News Release

What About the U.S. and Russia’s Massive WMD Stockpiles?

Share

MERYL NASS, M.D., merylnass at gmail.com
Vice President Joe Biden claimed over the weekend that Syria has the “largest stockpile in the world of chemical weapons.” Nass runs the Anthrax Vaccine blog and has been regularly debunking false claims about biological and chemical weapons. She said today: “First, the U.S. stockpile is admittedly three times larger than Syria’s. The Army says so. (Based on what we think we know about Syria’s). … Second, how is it that Syria is supposed to destroy its stockpile by mid-2014 while it is going to take us till 2023 because we have to build huge palaces of destruction that won’t be complete till 2020? Then it will take three years, once everything is in place? There are mobile units that can destroy CW on site (See Sen Lugar’s quotes.) Why are we not using them for our own CW destruction?

“Are we creating an impossible timeline Syria will be forced to miss? Or are we creating a lot of fluff around our own CW, whose destruction is not that complex and did not need to be so expensive or take so long? Did we create this expensive and time-consuming destruction scenario to delay getting rid of our CW? If Syria can get rid of its by next year why can’t we? And every other country with stockpiles?”

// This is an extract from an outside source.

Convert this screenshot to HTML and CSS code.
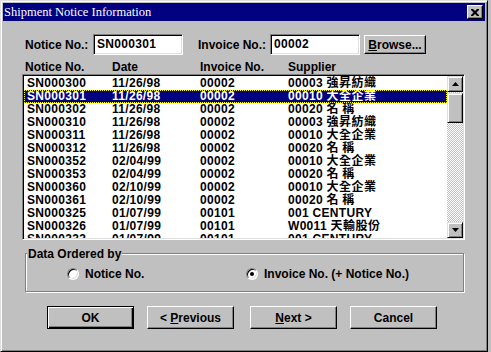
FILE: index.html
```html
<!DOCTYPE html>
<html>
<head>
<meta charset="utf-8">
<title>Shipment Notice Information</title>
<link rel="stylesheet" href="styles.css">
</head>
<body>
<div class="window">
  <div class="titlebar">
    <span class="title">Shipment Notice Information</span>
    <span class="close-btn">
      <svg width="8" height="7" viewBox="0 0 8 7"><path d="M0 0h2l2 2 2-2h2v1l-2.5 2.5L8 6v1H6L4 5 2 7H0V6l2.5-2.5L0 1z" fill="#000"/></svg>
    </span>
  </div>
  <div class="content">
    <div class="search-row">
      <span class="lbl lbl-notice">Notice No.:</span>
      <div class="field">SN000301</div>
      <span class="lbl lbl-invoice">Invoice No.:</span>
      <div class="field">00002</div>
      <div class="btn btn-browse"><span><u>B</u>rowse...</span></div>
    </div>
    <div class="list-head">
      <span>Notice No.</span><span>Date</span><span>Invoice No.</span><span>Supplier</span>
    </div>
    <div class="listbox">
      <div class="rows">
        <div class="row"><span>SN000300</span><span>11/26/98</span><span>00002</span><span>00003 <span class="cjk">強昇紡織</span></span></div>
        <div class="row selected"><span>SN000301</span><span>11/26/98</span><span>00002</span><span>00010 <span class="cjk">大全企業</span></span></div>
        <div class="row"><span>SN000302</span><span>11/26/98</span><span>00002</span><span>00020 <span class="cjk">名 稱</span></span></div>
        <div class="row"><span>SN000310</span><span>11/26/98</span><span>00002</span><span>00003 <span class="cjk">強昇紡織</span></span></div>
        <div class="row"><span>SN000311</span><span>11/26/98</span><span>00002</span><span>00010 <span class="cjk">大全企業</span></span></div>
        <div class="row"><span>SN000312</span><span>11/26/98</span><span>00002</span><span>00020 <span class="cjk">名 稱</span></span></div>
        <div class="row"><span>SN000352</span><span>02/04/99</span><span>00002</span><span>00010 <span class="cjk">大全企業</span></span></div>
        <div class="row"><span>SN000353</span><span>02/04/99</span><span>00002</span><span>00020 <span class="cjk">名 稱</span></span></div>
        <div class="row"><span>SN000360</span><span>02/10/99</span><span>00002</span><span>00010 <span class="cjk">大全企業</span></span></div>
        <div class="row"><span>SN000361</span><span>02/10/99</span><span>00002</span><span>00020 <span class="cjk">名 稱</span></span></div>
        <div class="row"><span>SN000325</span><span>01/07/99</span><span>00101</span><span>001 CENTURY</span></div>
        <div class="row"><span>SN000326</span><span>01/07/99</span><span>00101</span><span>W0011 <span class="cjk">天輸股份</span></span></div>
        <div class="row"><span>SN000333</span><span>01/07/99</span><span>00101</span><span>001 CENTURY</span></div>
      </div>
      <div class="scrollbar">
        <div class="sb-btn"><svg width="7" height="4" viewBox="0 0 7 4"><path d="M3.5 0L7 4H0z" fill="#000"/></svg></div>
        <div class="sb-thumb"></div>
        <div class="sb-track"></div>
        <div class="sb-btn"><svg width="7" height="4" viewBox="0 0 7 4"><path d="M0 0h7L3.5 4z" fill="#000"/></svg></div>
      </div>
    </div>
    <div class="group">
      <div class="group-title">Data Ordered by</div>
      <div class="radios">
        <label class="radio radio-first"><span class="radio-dot"></span>Notice No.</label>
        <label class="radio"><span class="radio-dot checked"></span>Invoice No. (+ Notice No.)</label>
      </div>
    </div>
    <div class="buttons">
      <div class="btn btn-action btn-default"><span>OK</span></div>
      <div class="btn btn-action btn-prev"><span>&lt; <u>P</u>revious</span></div>
      <div class="btn btn-action btn-next"><span><u>N</u>ext &gt;</span></div>
      <div class="btn btn-action btn-cancel"><span>Cancel</span></div>
    </div>
  </div>
</div>
</body>
</html>
```
FILE: styles.css
```css
* { box-sizing: border-box; }
html, body { margin: 0; padding: 0; }
body {
  width: 491px;
  height: 352px;
  overflow: hidden;
  background: #c0c0c0;
  font-family: "Liberation Sans", Arial, sans-serif;
  font-size: 12px;
  font-weight: bold;
  color: #000;
}
.window {
  width: 488px;
  height: 352px;
  background: #c0c0c0;
  border: 1px solid;
  border-color: #dfdfdf #000 #000 #dfdfdf;
  box-shadow: inset 1px 1px #fff, inset -1px -1px #808080;
  padding: 2px;
}
.titlebar {
  height: 18px;
  background: #000080;
  display: flex;
  align-items: center;
  justify-content: space-between;
  padding: 0 2px 0 1px;
}
.title {
  font-family: "Liberation Serif", "Times New Roman", serif;
  font-weight: normal;
  font-size: 12.5px;
  color: #fff;
}
.close-btn {
  width: 16px;
  height: 14px;
  background: #c0c0c0;
  border: 1px solid;
  border-color: #fff #000 #000 #fff;
  box-shadow: inset -1px -1px #808080;
  display: flex;
  align-items: center;
  justify-content: center;
}
.close-btn svg { display: block; }
.content {
  padding: 13px 0 0 19px;
}
.search-row {
  display: flex;
  align-items: center;
  height: 21px;
  padding-left: 3px;
}
.lbl { white-space: nowrap; }
.lbl-notice { width: 68px; }
.lbl-invoice { width: 72px; margin-left: 15px; }
.field {
  width: 90px;
  height: 21px;
  background: #fff;
  border: 1px solid;
  border-color: #808080 #fff #fff #808080;
  box-shadow: inset 1px 1px #000, inset -1px -1px #dfdfdf;
  padding-left: 3px;
  line-height: 19px;
  letter-spacing: 0.3px;
}
.btn {
  background: #c0c0c0;
  border: 1px solid;
  border-color: #fff #000 #000 #fff;
  box-shadow: inset -1px -1px #808080;
  display: flex;
  align-items: center;
  justify-content: center;
  white-space: nowrap;
}
.btn-browse {
  width: 62px;
  height: 19px;
  margin-left: 4px;
}
.list-head {
  display: grid;
  grid-template-columns: 87px 88px 88px auto;
  margin-top: 5px;
  padding-left: 3px;
  line-height: 14px;
  height: 14px;
}
.listbox {
  width: 443px;
  height: 166px;
  display: flex;
  background: #fff;
  border: 1px solid;
  border-color: #808080 #fff #fff #808080;
  box-shadow: inset 1px 1px #000, inset -1px -1px #dfdfdf;
  padding: 1px;
}
.rows {
  flex: 1;
  overflow: hidden;
  padding-top: 1px;
}
.row {
  display: grid;
  grid-template-columns: 85px 88px 88px auto;
  padding-left: 3px;
  height: 13px;
  line-height: 13px;
  white-space: nowrap;
  letter-spacing: 0.3px;
}
.row.selected {
  background: #000080;
  color: #fff;
  outline: 1px dotted #ffff00;
  outline-offset: -1px;
}
.cjk {
  font-family: "Noto Sans CJK TC", "Noto Sans CJK SC", sans-serif;
  font-weight: bold;
  font-size: 12px;
  line-height: 10px;
  letter-spacing: 0.5px;
}
.scrollbar {
  width: 16px;
  display: flex;
  flex-direction: column;
  background: repeating-conic-gradient(#fff 0 25%, #c0c0c0 0 50%) 0 0 / 2px 2px;
}
.sb-btn, .sb-thumb {
  width: 16px;
  background: #c0c0c0;
  border: 1px solid;
  border-color: #dfdfdf #000 #000 #dfdfdf;
  box-shadow: inset 1px 1px #fff, inset -1px -1px #808080;
}
.sb-btn {
  height: 16px;
  display: flex;
  align-items: center;
  justify-content: center;
}
.sb-btn svg { display: block; }
.sb-thumb { height: 30px; margin-top: 1px; }
.sb-track { flex: 1; }
.group {
  margin: 13px 0 0 3px;
  width: 439px;
  height: 39px;
  border: 1px solid #808080;
  box-shadow: inset 1px 1px #fff, 1px 1px #fff;
}
.group-title {
  width: max-content;
  margin: -7px 0 0 1px;
  padding: 0 1px;
  background: #c0c0c0;
  line-height: 14px;
}
.radios {
  display: flex;
  align-items: center;
  height: 14px;
  margin-top: 6px;
  padding-left: 41px;
}
.radio {
  display: flex;
  align-items: center;
  white-space: nowrap;
}
.radio-first { width: 179px; }
.radio-dot {
  width: 12px;
  height: 12px;
  border-radius: 50%;
  background: #fff;
  border: 1px solid;
  border-color: #808080 #fff #fff #808080;
  box-shadow: inset 1px 1px #000, inset -1px -1px #dfdfdf;
  margin-right: 6px;
  display: flex;
  align-items: center;
  justify-content: center;
}
.radio-dot.checked::after {
  content: "";
  width: 4px;
  height: 4px;
  border-radius: 50%;
  background: #000;
}
.buttons {
  display: flex;
  margin-top: 14px;
  padding-left: 25px;
}
.btn-action {
  width: 87px;
  height: 23px;
}
.btn-default {
  border: 1px solid #000;
  box-shadow: inset 1px 1px #fff, inset -1px -1px #000, inset -2px -2px #808080;
}
.btn-prev { margin-left: 13px; }
.btn-next { margin-left: 16px; }
.btn-cancel { margin-left: 13px; }
```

ALICE SLATER, aslater@rcn.com
Slater is with the Nuclear Age Peace Foundation and the Abolition 2000 coordinating committee. She said today: “It seems particularly hypocritical and blind to go on at great length about the horrors of Syria’s weapons of mass destruction as the U.S. continues to cling to its own weapons of mass destruction, specifically its nuclear arsenal, reserving the right to use them as a deterrent and refusing to give a pledge not to be the first to use them. As Daniel Ellsberg has noted, by pointing our nuclear weapons at other nations we are already using them, even if we never fire them, just as a bank robber is using a gun when he points it at people to get them to turn over the money, without firing a shot. And despite our promises in the Non-Proliferation Treaty to make good faith efforts to eliminate our nuclear weapons, we are currently testing and improving the U.S. arsenal, with plans to spend over $100 billion in the coming years for new bomb factories, weapons development, and new delivery systems, by land, sea and air.

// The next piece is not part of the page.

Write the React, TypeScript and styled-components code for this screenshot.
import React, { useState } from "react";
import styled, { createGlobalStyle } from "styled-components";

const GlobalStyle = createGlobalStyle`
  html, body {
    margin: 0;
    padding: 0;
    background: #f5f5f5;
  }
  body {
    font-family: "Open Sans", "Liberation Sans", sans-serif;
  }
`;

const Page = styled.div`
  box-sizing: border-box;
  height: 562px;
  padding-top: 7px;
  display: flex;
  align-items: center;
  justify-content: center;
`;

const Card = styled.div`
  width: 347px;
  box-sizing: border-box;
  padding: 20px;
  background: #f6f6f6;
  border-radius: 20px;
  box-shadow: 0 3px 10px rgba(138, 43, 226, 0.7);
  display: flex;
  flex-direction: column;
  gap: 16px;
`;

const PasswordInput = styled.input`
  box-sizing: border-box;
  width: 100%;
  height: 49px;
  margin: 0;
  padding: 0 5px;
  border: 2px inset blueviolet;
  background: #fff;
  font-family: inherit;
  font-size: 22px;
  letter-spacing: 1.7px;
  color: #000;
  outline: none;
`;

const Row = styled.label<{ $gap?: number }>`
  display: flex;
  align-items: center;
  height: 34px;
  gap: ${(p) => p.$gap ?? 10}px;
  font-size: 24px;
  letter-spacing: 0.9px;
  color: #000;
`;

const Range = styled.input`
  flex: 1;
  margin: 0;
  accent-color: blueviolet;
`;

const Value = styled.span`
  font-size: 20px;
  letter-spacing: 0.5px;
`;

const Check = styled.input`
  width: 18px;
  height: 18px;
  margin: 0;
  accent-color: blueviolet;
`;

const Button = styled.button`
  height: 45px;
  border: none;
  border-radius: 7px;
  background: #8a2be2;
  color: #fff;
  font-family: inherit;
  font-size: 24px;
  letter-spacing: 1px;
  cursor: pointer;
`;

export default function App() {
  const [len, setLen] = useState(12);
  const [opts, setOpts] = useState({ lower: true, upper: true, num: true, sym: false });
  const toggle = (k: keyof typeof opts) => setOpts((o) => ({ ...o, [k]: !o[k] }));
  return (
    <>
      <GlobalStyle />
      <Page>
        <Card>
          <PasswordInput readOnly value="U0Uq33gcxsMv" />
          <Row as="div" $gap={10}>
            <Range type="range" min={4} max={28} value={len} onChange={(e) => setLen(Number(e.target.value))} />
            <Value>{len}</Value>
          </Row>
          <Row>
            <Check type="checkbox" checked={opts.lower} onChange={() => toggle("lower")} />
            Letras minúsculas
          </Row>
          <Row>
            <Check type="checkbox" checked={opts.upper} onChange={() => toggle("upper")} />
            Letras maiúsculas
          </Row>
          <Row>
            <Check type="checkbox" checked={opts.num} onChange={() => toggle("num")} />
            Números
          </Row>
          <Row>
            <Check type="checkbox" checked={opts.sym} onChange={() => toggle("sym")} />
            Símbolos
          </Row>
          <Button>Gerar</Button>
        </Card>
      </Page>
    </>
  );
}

“Instead of threatening a new war over the chemical arsenals of Syria, we should be examining what steps would be required to eliminate the U.S. nuclear arsenal. Perhaps we can take up another suggestion from Vladmir Putin who has been so helpful in championing this new promising initiative to avert war with Syria by urging Syria to sign the Chemical Weapons Convention and begin the process of destroying its lethal arsenal. Putin has been very clear that there can be no further agreement between the U.S. and Russia on steps to eliminate our nuclear arsenals, containing 18,000 of the 19,0000 nuclear bombs on the planet, until the U.S. forgoes its illegal quest to militarily dominate and control space by planting missile bases in Poland, Romania and Turkey and on Navy Aegis destroyers heading to the waters off the coasts of Russia. We should call for a moratorium on missile expansion and take up Russia’s offer to move to deeper cuts in our nuclear arsenals. If Russia and the U.S. could go down to 1,000 warheads each, we could then call all the other parties the table to negotiate a treaty to eliminate nuclear weapons.”